§ **SOURCE RECORDS**:
┄┄┄┄┄┄
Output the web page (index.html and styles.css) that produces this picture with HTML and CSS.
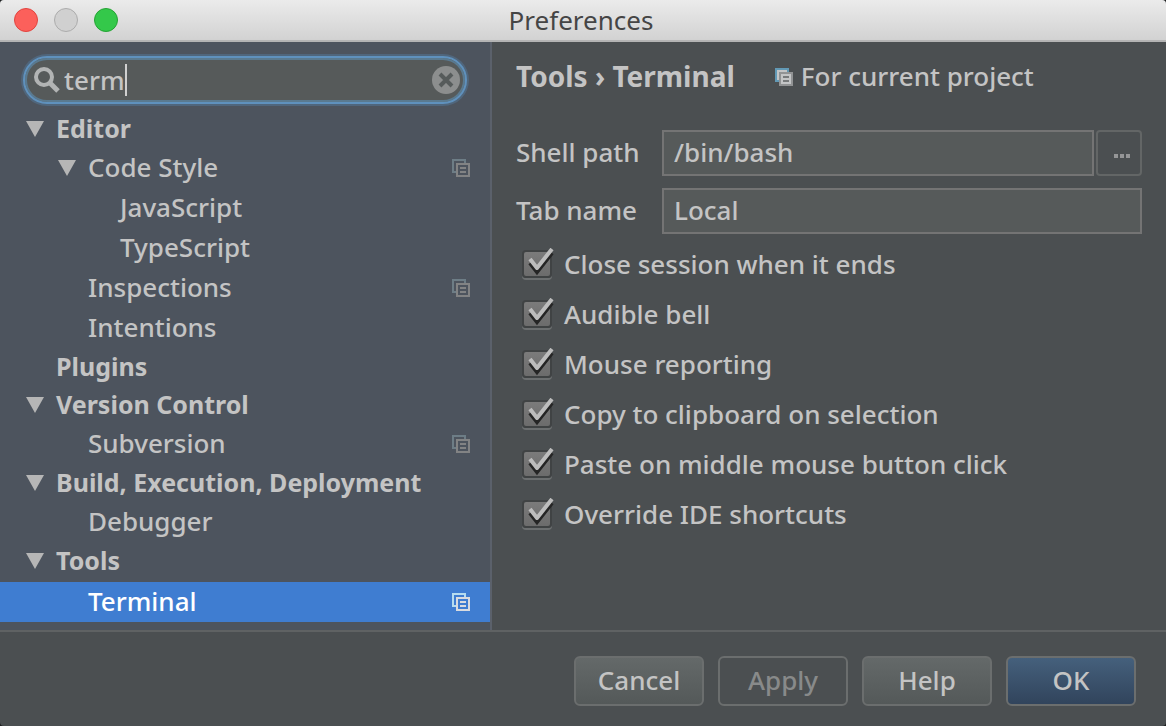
┄┄┄┄┄┄
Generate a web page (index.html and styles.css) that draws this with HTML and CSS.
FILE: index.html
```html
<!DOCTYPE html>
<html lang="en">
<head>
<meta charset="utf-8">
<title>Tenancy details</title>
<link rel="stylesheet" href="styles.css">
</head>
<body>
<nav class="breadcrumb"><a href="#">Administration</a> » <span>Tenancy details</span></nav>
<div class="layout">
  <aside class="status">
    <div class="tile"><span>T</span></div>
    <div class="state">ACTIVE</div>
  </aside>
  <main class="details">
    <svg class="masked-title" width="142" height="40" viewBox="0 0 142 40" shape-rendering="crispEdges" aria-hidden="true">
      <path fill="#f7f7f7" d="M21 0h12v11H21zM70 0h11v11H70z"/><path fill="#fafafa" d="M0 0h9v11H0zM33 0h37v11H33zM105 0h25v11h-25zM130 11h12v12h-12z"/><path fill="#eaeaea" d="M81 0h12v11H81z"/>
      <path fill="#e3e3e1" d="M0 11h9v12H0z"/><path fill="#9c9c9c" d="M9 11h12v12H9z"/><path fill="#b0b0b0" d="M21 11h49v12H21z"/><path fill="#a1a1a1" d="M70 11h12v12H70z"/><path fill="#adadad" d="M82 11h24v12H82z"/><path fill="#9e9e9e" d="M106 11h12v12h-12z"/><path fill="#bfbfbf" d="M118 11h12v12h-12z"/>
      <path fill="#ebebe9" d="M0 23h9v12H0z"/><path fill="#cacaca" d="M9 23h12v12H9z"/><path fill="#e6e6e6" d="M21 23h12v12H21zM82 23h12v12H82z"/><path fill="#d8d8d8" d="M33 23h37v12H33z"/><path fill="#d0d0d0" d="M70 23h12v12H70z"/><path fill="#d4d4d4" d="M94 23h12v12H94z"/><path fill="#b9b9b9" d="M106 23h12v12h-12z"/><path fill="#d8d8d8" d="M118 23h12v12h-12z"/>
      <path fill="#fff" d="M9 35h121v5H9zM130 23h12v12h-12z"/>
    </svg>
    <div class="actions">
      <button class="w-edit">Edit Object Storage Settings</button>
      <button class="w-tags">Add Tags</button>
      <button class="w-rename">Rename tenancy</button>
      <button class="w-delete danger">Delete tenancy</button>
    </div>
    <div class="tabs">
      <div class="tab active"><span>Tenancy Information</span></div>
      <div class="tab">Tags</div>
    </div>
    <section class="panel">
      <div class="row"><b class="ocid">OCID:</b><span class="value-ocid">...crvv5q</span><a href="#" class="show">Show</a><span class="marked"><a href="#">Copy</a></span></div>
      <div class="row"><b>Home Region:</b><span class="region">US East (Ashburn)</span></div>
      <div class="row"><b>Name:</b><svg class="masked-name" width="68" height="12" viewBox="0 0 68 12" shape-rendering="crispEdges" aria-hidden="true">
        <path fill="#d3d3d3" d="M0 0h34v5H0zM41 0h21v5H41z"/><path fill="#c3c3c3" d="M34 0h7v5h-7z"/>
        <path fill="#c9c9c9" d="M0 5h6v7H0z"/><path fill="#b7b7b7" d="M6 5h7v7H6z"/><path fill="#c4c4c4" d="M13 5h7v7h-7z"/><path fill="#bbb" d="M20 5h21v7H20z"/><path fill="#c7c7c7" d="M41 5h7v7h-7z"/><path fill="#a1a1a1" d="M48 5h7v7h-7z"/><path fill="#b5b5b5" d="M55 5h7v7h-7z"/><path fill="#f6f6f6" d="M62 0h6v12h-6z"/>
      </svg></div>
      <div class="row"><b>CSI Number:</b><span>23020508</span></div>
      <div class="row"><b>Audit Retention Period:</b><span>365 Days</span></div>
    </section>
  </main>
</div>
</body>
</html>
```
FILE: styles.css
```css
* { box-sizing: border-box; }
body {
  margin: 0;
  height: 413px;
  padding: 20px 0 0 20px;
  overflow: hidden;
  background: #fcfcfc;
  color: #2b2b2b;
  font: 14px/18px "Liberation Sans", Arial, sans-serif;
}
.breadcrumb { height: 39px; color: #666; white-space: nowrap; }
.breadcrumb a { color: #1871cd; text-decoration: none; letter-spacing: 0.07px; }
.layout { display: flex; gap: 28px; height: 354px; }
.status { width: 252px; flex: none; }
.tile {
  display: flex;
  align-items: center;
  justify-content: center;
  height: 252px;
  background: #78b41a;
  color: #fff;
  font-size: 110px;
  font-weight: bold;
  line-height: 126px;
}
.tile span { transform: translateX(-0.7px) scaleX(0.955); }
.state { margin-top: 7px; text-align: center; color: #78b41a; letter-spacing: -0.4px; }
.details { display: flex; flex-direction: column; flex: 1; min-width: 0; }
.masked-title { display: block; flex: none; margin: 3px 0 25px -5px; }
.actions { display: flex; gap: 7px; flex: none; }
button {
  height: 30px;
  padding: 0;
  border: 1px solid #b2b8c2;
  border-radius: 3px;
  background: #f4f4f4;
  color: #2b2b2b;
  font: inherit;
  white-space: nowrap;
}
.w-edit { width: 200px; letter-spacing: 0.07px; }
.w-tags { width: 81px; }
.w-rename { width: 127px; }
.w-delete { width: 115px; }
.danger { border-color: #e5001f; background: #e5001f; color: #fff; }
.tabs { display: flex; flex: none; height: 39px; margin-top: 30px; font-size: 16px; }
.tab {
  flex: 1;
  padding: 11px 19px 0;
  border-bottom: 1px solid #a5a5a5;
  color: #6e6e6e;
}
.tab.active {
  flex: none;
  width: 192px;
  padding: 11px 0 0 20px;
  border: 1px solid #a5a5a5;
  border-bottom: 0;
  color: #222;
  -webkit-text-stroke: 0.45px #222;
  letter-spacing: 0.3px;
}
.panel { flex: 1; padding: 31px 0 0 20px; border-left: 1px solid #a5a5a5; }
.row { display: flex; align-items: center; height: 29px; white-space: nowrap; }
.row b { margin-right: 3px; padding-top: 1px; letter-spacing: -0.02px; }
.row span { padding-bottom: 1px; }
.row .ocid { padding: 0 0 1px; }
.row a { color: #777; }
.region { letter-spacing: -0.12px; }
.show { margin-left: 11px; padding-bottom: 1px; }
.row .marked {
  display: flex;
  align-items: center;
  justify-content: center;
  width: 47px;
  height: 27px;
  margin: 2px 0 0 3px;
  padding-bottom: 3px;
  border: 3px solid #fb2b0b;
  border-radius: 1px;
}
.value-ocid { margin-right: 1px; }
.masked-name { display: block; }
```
┄┄┄┄┄┄
§ **YOUR OBJECTIVE**:
Copy out every line with the word "that".

§ **WRITTEN ANSWER**:
Output the web page (index.html and styles.css) that produces this picture with HTML and CSS.
Generate a web page (index.html and styles.css) that draws this with HTML and CSS.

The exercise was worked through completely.